How to stop discarded face masks from polluting the planet

  • 2021-04-21
  • 1762

You’re out for your daily walk. You see a face mask on the ground. Few want to touch what has shielded someone’s potentially virus-laden breath. So there it lies until it blows away—and that elemental problem is rapidly changing the landscape around the world, from grocery store parking lots to beaches on uninhabited islands.

Vaccines we mastered in record time to combat COVID-19. Litter in the time of the pandemic, it turns out, frustratingly defies solution.

A year ago, the idea that disposable face masks, gloves, and wipes could become global environmental pollutants was not a pressing concern. Personal protective equipment, PPE for short, was seen as essential for preventing the spread of COVID-19. No one imagined just how much of it would be needed, for so long. Then production exploded—and now the litter is inescapable.

In the time since, scientists have built a library of more than 40 studies that document the use and disposal of PPE and model what that looks like on a global scale. Numbers not known then tell the tale now.

Globally, 65 billion gloves are used every month. The tally for face masks is nearly twice that—129 billion a month. That translates into 3 million face masks used per minute.

A separate study reports that 3.4 billion face masks or face shields are discarded every day.
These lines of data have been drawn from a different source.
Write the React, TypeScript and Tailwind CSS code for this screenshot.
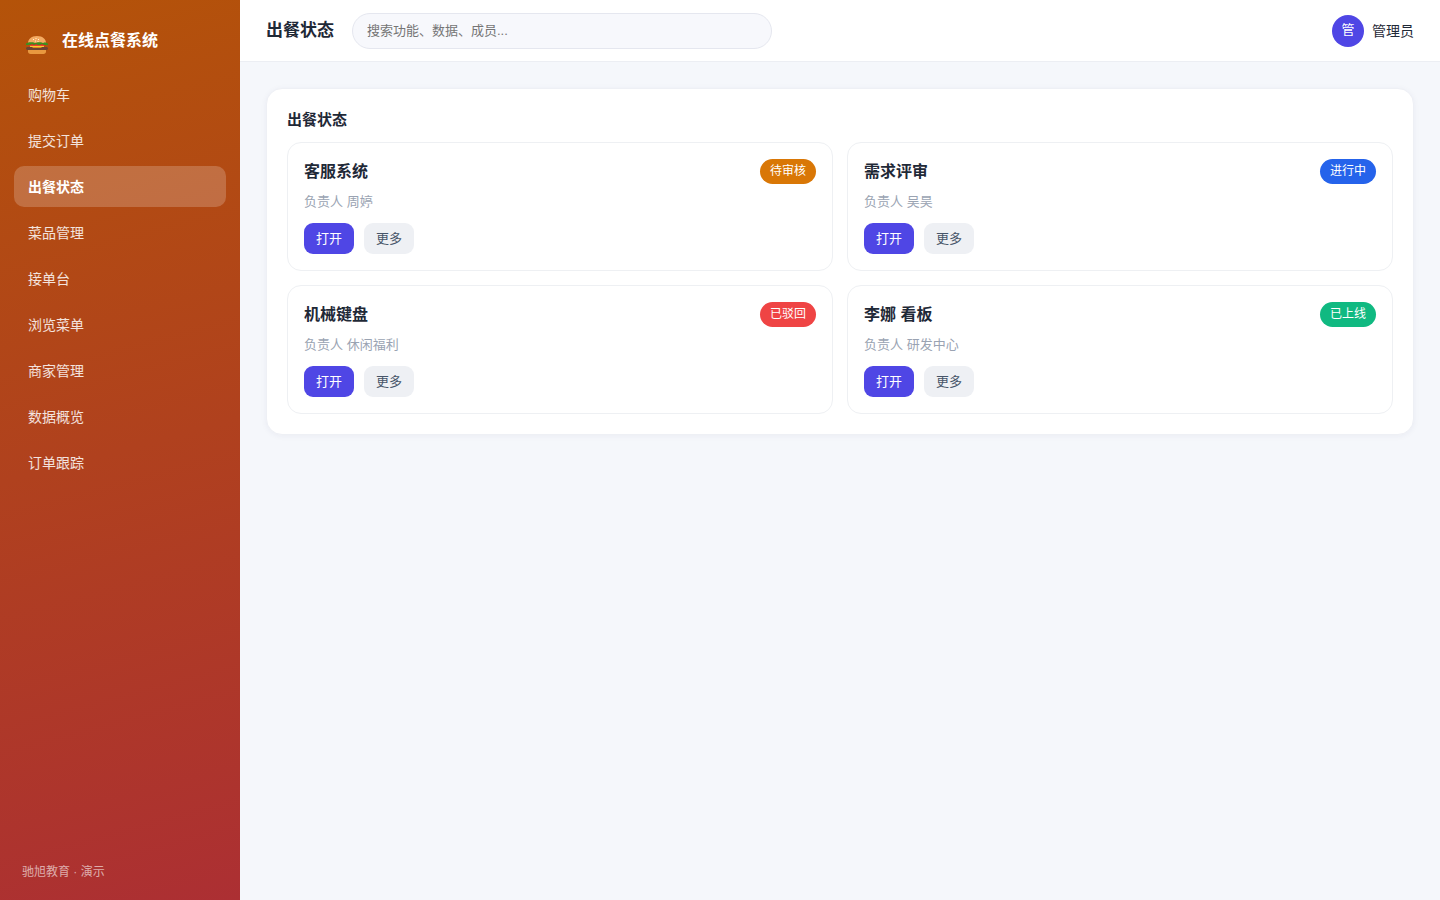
const navItems = ['购物车', '提交订单', '出餐状态', '菜品管理', '接单台', '浏览菜单', '商家管理', '数据概览', '订单跟踪'];
const activeItem = '出餐状态';

const cards = [
  { title: '客服系统', owner: '周婷', status: '待审核', tone: 'bg-[#d97706]' },
  { title: '需求评审', owner: '吴昊', status: '进行中', tone: 'bg-[#2563eb]' },
  { title: '机械键盘', owner: '休闲福利', status: '已驳回', tone: 'bg-[#ef4444]' },
  { title: '李娜 看板', owner: '研发中心', status: '已上线', tone: 'bg-[#10b981]' },
];

function BurgerIcon() {
  return (
    <svg className="mt-2 h-[18px] w-[22px]" viewBox="0 0 22 18" aria-hidden="true">
      <path d="M2 7C2 3.5 5 0 11 0s9 3.500 9 7z" fill="#f4ab62" />
      <path d="M3 7h16v3H3z" fill="#e5252a" />
      <path d="M0 9V7.500L3 6.200h4L9 7l3-.8h3l2 .8 2-.8 3 1.300V9h-4l-2-1-2 1h-2l-2-1-2 1H8L6 8 4 9z" fill="#3f8f1f" />
      <path d="M4 9.800h14v1.700H4z" fill="#fdc82f" />
      <path d="M1 11h5l1 1h8l1-1h5l1 1v1l-1 1H1l-1-1v-1z" fill="#6d4332" />
      <path d="M2 14h18v1.500c0 1.500-1 2.500-2.500 2.500h-13C3 18 2 17 2 15.500z" fill="#e8983f" />
      <path d="M7 3h1v1H7zM9.500 2h1v1h-1zM12 3h1v1h-1zM9 4.500h1v1H9zM11.500 5h1v1h-1z" fill="#fff0d2" />
    </svg>
  );
}

function Sidebar() {
  return (
    <aside className="flex w-60 shrink-0 flex-col bg-[linear-gradient(165deg,#b45309,#ac2f33)] px-3.5 text-white">
      <div className="flex h-[74px] items-center gap-3.5 pb-1 pl-3 pt-3">
        <BurgerIcon />
        <span className="text-base font-bold">在线点餐系统</span>
      </div>
      <nav className="flex flex-col gap-[5px]">
        {navItems.map((item) => (
          <a
            key={item}
            href="#"
            aria-current={item === activeItem ? 'page' : undefined}
            className={
              item === activeItem
                ? 'flex h-[41px] items-center rounded-[10px] bg-white/20 px-3.5 text-sm font-bold text-white'
                : 'flex h-[41px] items-center rounded-[10px] px-3.5 text-sm text-white/85'
            }
          >
            {item}
          </a>
        ))}
      </nav>
      <p className="mt-auto px-2 pb-5 text-xs leading-4 text-white/60">驰旭教育 · 演示</p>
    </aside>
  );
}

function Header() {
  return (
    <header className="flex h-[62px] shrink-0 items-center border-b border-[#eceef3] bg-white px-[26px]">
      <h1 className="shrink-0 text-[17px] font-bold">出餐状态</h1>
      <input
        type="search"
        aria-label="搜索"
        placeholder="搜索功能、数据、成员..."
        className="ml-[18px] h-9 w-full max-w-[420px] rounded-full border border-[#e5e7ef] bg-[#f7f8fc] px-3.5 text-[13px] outline-none placeholder:text-[#757575]"
      />
      <div className="ml-auto flex shrink-0 items-center gap-2 text-sm">
        <span className="flex size-8 items-center justify-center rounded-full bg-[#4f46e5] text-[13px] text-white">管</span>
        <span>管理员</span>
      </div>
    </header>
  );
}

function Card({ title, owner, status, tone }: (typeof cards)[number]) {
  return (
    <article className="rounded-[14px] border border-[#eef0f3] p-4">
      <div className="flex items-start justify-between">
        <h3 className="text-base font-bold leading-[26px]">{title}</h3>
        <span className={`rounded-full px-2.5 text-xs leading-[25px] text-white ${tone}`}>{status}</span>
      </div>
      <p className="mt-2 text-[13px] leading-[18px] text-[#9aa3b2]">负责人 {owner}</p>
      <div className="mt-3 flex gap-2.5">
        <button type="button" className="h-[31px] rounded-[9px] bg-[#4f46e5] px-3 text-[13px] text-white">打开</button>
        <button type="button" className="h-[31px] rounded-[9px] bg-[#eef0f4] px-3 text-[13px] text-[#475569]">更多</button>
      </div>
    </article>
  );
}

export default function App() {
  return (
    <div className="flex min-h-screen bg-[#f5f7fb] font-['Liberation_Sans','Noto_Sans_CJK_SC',sans-serif] text-[#1f2937]">
      <Sidebar />
      <div className="flex min-w-0 flex-1 flex-col">
        <Header />
        <main className="px-[26px] py-[26px]">
          <section className="rounded-2xl border border-[#eef0f5] bg-white p-5 shadow-[0_1px_6px_rgba(30,41,90,0.05)]">
            <h2 className="mb-3 text-[15px] font-bold leading-[21px]">出餐状态</h2>
            <div className="grid grid-cols-2 gap-3.5">
              {cards.map((card) => (
                <Card key={card.title} {...card} />
              ))}
            </div>
          </section>
        </main>
      </div>
    </div>
  );
}
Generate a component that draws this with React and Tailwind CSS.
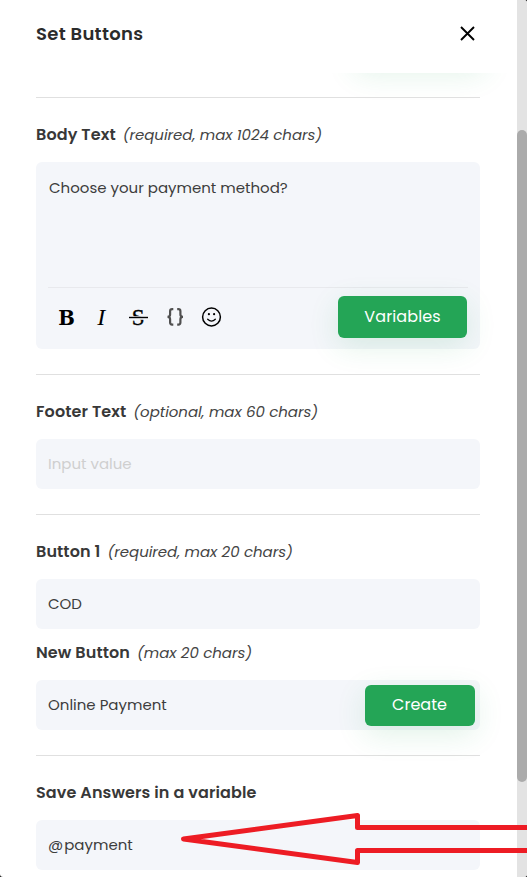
import { useState } from "react";

function Divider() {
	return <hr className="border-0 h-px w-full bg-[#e0e0e0]" />;
}

function Label({ title, hint }) {
	return (
		<div className="flex items-center h-6 mb-4 pt-0.5 gap-[7px] whitespace-nowrap">
			<span className="text-[16px] font-semibold tracking-[0.1px] text-[#383838]">
				{title}
			</span>
			{hint && (
				<span className="text-[15px] italic tracking-[-0.05px] text-[#444]">
					{hint}
				</span>
			)}
		</div>
	);
}

function Field({ children }) {
	return (
		<div className="flex items-center h-[50px] pl-3 pr-[5px] rounded-md bg-[#f4f6fa] text-[15px] text-[#3d3d3d]">
			{children}
		</div>
	);
}

function GreenButton({ children, className = "" }) {
	return (
		<button
			className={`flex items-center justify-center rounded-md bg-[#24a556] text-white text-base shadow-[0_8px_30px_rgba(36,165,86,0.14)] ${className}`}>
			{children}
		</button>
	);
}

function FormatIcons() {
	return (
		<svg width="180" height="30" viewBox="48 302 180 30" className="-mt-px">
			<text
				x="58.2"
				y="325"
				fontSize="21"
				fontWeight="700"
				textLength="16.6"
				lengthAdjust="spacingAndGlyphs"
				className="font-['DejaVu_Serif',serif]">
				B
			</text>
			<text
				x="97.2"
				y="325"
				fontSize="24"
				fontStyle="italic"
				className="font-['Liberation_Serif',serif]">
				I
			</text>
			<text
				x="131.8"
				y="325"
				fontSize="23"
				stroke="#000"
				strokeWidth="0.4"
				className="font-['Liberation_Serif',serif]">
				S
			</text>
			<path d="M131 318h15" stroke="#f4f6fa" strokeWidth="3.6" />
			<path d="M129 317.5h19" stroke="#000" strokeWidth="1.4" />
			<g fill="none" stroke="#505050" strokeWidth="2.2">
				<path d="M173.3 309.2h-1.2q-2 0-2 2v3.4q0 2.3-2.6 2.3 2.6 0 2.6 2.3v3.4q0 2 2 2h1.2" />
				<path d="M177.2 309.2h1.2q2 0 2 2v3.4q0 2.3 2.6 2.3-2.6 0-2.6 2.3v3.4q0 2-2 2h-1.2" />
			</g>
			<circle
				cx="211.5"
				cy="317"
				r="8.9"
				fill="none"
				stroke="#000"
				strokeWidth="1.5"
			/>
			<circle cx="208.9" cy="314.2" r="1.1" />
			<circle cx="214.1" cy="314.2" r="1.1" />
			<path
				d="M207.7 319.2q3.8 3.8 7.6 0"
				fill="none"
				stroke="#000"
				strokeWidth="1.3"
				strokeLinecap="round"
			/>
		</svg>
	);
}

function BodyEditor() {
	return (
		<div className="flex flex-col h-[187px] px-3 pt-3 rounded-md bg-[#f4f6fa]">
			<p className="h-[113px] pl-px pt-[2px] text-[15px] leading-6 text-[#3d3d3d] whitespace-nowrap">
				Choose your payment method?
			</p>
			<hr className="border-0 h-px w-full bg-[#e8e9ed]" />
			<div className="flex items-center pt-2">
				<FormatIcons />
				<GreenButton className="w-[129px] h-[42px] ml-auto mr-px tracking-[0.1px]">
					Variables
				</GreenButton>
			</div>
		</div>
	);
}

export default function App() {
	const [footer] = useState("");

	return (
		<div className="relative w-[527px] h-[877px] overflow-hidden bg-[#1a1a1a] font-[Poppins,Inter,sans-serif]">
			<div className="flex h-full rounded-tr-[3px] rounded-b-[3px] overflow-hidden bg-white">
				<div className="flex flex-col w-[517px] h-full">
					<header className="flex items-center justify-between h-[73px] pl-9 pr-[42px] pb-1.5 shrink-0">
						<h1 className="text-[18px] tracking-[0.3px] font-semibold text-[#2b2b2b]">
							Set Buttons
						</h1>
						<svg
							width="15"
							height="15"
							viewBox="0 0 15 15"
							stroke="#000"
							strokeWidth="1.9">
							<path d="M1 1l13 13M14 1L1 14" />
						</svg>
					</header>

					<main className="flex-1 overflow-hidden pl-9 pr-[37px]">
						<GreenButton className="w-[129px] h-[42px] -mt-[50px] mb-[32px] ml-auto -mr-1" />
						<Divider />
						<div className="pt-6 pb-[25px]">
							<Label title="Body Text" hint="(required, max 1024 chars)" />
							<BodyEditor />
						</div>
						<Divider />
						<div className="pt-6 pb-[25px]">
							<Label title="Footer Text" hint="(optional, max 60 chars)" />
							<Field>
								<span className="text-[#cfcfcf]">{footer || "Input value"}</span>
							</Field>
						</div>
						<Divider />
						<div className="pt-6 pb-[25px]">
							<Label title="Button 1" hint="(required, max 20 chars)" />
							<Field>COD</Field>
							<div className="pt-[11px]">
								<Label title="New Button" hint="(max 20 chars)" />
								<Field>
									<span>Online Payment</span>
									<GreenButton className="w-[110px] h-[41px] ml-auto pr-px">
										Create
									</GreenButton>
								</Field>
							</div>
						</div>
						<Divider />
						<div className="pt-6">
							<Label title="Save Answers in a variable" />
							<Field>
								<span>@</span>
								<span className="ml-px">payment</span>
							</Field>
						</div>
					</main>
				</div>

				<div className="w-2.5 h-full pt-[130px] bg-[#e3e3e3]">
					<div className="h-[652px] rounded-full bg-[#ababab]" />
				</div>
			</div>

			{/* arrow annotation over the variable field */}
			<svg
				className="absolute left-0 top-0 pointer-events-none"
				width="527"
				height="877"
				fill="none"
				stroke="#ed1c24"
				strokeWidth="5"
				strokeLinejoin="round">
				<path d="M530 827.5H357.5V815.5L183.5 839 357.5 862.5V850.5H530" />
			</svg>
		</div>
	);
}
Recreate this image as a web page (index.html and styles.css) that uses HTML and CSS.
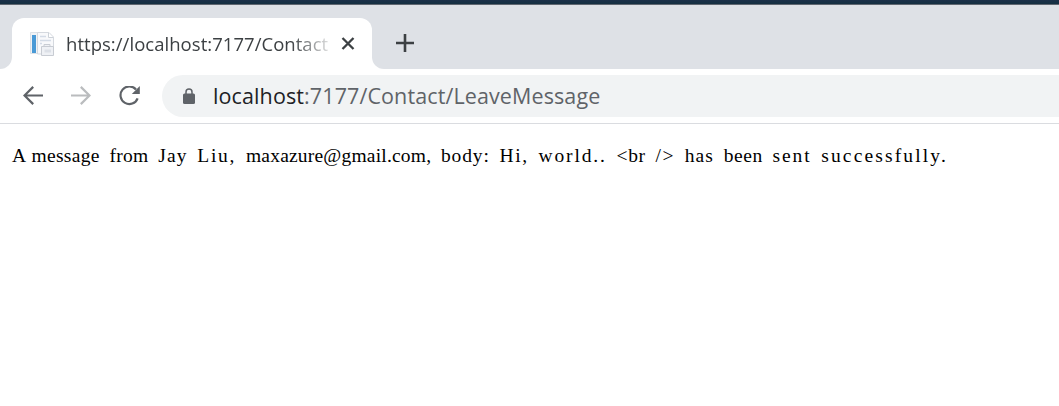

Asia is projected to throw away 1.8 billion face masks daily, the highest quantity of any continent globally. China, with the world’s largest population (1.4 billion) discards nearly 702 million face masks daily.

The problems created by PPE litter have arrived at a complicated time in the effort to curb plastic waste. The amount of plastic waste accumulating in the oceans is forecast to triple in the next 20 years, with no real solution on the horizon. If every corporate pledge to use more recycled plastics were kept, the shift would reduce that projected tripling by just 7 percent.

The pandemic has also seen increased production of disposable packaging, as consumers have bought more takeout food, and as bans of single-use plastics, including shopping bags, were suspended because of fears that reusables would spread the virus. Many recycling centres and household waste disposal facilities have been closed or restricted during the pandemic.

What can be done? 

Within days after the pandemic was declared last March, Justine Ammendolia, a marine researcher based in Toronto and a National Geographic Society grantee, noticed face masks and gloves in increasing numbers as she took her daily walks. She also noticed lack of structured monitoring of PPE by any governmental or other organisation as it spread throughout the city.

To identify hotspots, Ammendolia herself documented face masks, gloves, and wipes at six sites, including two grocery store parking lots, a hospital district, two residential areas, and a recreational trail. She logged 1,306 items over five weeks last summer. Not surprisingly, the grocery parking lots had the most, followed by the hospital district.

“It’s not the biggest amount of plastic in the world,” she says, “But, the thing is, we’re going to be changed after this event, as is our relationship with disposability. This raises attention to the amount of waste being produced.That is the starting point of the conversation.”